Above average site scrape

If like me you check your site logs most every days, you’ve probably noticed one or two site scrapes. Fortunately most are from the same user (or bot) and use the same, ip, host and browser summary. They grab 20 or so pages in a minute and then stop and come back another day to finish the site off. On a bad day, they might rip the entire site in one pass… With my plugin, targeting those individuals is easier than it used to be; add the browser, host or ip to the block rules in vsf-simple-block and no more annoying user, E.g. host = ‘amazonaws.com’

But the other week, I had another visit by an above average site scraping “team.” I’ve only had about 3 of these types of site scrapes before, so I don’t automatically twig and tend to give the benefit of the doubt.

I happened to be looking at my log, when I saw the first 4 hits shown in the image below. With so little hits, I assumed it was just coincidence that they all had the same browser summary and kept an eye on it. About ten minutes later though, the hits were still coming in. A different url, random ip and host but the same browser summary. Blocking on browser summary isn’t my favourite choice, as it can potentially exclude a lot of users who are completely innocent, but I added the rule to the block plugin and prevented another hour’s worth of hits. When blocked, the number of hits increased three-fold.

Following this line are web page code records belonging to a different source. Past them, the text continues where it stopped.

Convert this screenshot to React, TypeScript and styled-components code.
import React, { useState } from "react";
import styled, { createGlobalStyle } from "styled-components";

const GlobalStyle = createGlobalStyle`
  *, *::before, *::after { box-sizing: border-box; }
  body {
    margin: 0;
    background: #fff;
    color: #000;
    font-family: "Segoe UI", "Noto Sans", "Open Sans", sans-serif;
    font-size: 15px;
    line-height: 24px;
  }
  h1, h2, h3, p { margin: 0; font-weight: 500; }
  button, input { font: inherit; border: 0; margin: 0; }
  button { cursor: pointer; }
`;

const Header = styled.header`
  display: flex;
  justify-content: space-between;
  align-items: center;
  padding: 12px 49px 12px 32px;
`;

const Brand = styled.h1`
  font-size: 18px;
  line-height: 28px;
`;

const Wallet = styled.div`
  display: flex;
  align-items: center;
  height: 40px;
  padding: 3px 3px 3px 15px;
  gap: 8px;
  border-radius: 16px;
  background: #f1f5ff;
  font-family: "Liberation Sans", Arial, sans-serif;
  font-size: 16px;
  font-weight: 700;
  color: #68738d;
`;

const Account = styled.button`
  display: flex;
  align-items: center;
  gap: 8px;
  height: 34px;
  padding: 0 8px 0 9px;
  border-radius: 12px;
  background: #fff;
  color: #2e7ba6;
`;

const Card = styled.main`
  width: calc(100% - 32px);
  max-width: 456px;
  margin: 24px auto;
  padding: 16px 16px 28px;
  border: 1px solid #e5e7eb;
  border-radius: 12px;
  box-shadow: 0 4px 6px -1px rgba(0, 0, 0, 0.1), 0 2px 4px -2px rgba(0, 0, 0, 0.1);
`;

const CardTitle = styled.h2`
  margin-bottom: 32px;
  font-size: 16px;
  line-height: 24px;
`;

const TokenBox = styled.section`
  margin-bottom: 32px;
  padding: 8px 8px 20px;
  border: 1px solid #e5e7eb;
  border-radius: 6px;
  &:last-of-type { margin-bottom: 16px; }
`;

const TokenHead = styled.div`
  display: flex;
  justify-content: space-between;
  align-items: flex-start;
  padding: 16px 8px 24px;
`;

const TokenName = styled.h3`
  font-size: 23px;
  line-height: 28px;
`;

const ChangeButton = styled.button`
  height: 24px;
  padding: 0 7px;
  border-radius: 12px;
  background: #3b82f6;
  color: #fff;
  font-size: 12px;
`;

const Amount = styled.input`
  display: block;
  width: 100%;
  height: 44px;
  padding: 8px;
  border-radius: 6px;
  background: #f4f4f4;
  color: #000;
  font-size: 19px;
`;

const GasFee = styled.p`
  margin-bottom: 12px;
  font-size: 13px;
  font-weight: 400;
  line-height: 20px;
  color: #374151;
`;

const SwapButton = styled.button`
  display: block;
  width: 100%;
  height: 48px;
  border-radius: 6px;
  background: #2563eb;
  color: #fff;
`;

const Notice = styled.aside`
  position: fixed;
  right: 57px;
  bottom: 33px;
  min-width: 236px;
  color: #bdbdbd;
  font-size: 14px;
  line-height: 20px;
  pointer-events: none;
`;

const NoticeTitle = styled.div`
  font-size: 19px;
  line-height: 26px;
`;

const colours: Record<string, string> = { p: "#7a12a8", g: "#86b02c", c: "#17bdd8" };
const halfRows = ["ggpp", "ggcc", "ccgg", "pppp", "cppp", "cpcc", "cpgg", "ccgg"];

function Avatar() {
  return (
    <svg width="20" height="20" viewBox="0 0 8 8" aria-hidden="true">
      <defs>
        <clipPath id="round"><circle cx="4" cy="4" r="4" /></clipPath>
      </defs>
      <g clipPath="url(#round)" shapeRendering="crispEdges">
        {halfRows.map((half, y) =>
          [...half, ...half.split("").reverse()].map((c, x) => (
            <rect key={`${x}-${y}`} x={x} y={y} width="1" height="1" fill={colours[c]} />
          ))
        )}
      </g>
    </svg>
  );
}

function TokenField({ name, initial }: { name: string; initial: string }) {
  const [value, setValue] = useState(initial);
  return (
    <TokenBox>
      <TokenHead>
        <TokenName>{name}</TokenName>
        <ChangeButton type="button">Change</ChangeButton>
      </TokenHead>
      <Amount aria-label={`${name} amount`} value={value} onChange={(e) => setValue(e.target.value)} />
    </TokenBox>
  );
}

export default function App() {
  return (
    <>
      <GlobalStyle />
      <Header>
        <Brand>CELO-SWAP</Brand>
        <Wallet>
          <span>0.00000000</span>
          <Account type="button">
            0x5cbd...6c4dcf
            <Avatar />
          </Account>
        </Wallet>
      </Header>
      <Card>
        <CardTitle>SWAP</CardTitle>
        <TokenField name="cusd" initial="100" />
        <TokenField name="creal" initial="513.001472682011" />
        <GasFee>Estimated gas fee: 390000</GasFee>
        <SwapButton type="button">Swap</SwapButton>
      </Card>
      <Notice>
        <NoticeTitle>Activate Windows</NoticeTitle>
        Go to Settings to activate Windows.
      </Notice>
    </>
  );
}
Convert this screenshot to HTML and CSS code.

I’m still in the thinking stage on how to code a solution to prevent this type of site scrape. As you can see from the image, between the first hit and the last before being blocked, there is a gap of nineteen minutes. My site doesn’t have a high volume of hits, so all the hits are clumped together. Clumped hits are relatively easy to detect patterns in, but statistically there would be a hit by a genuine user in the middle which would make the logic harder to detect.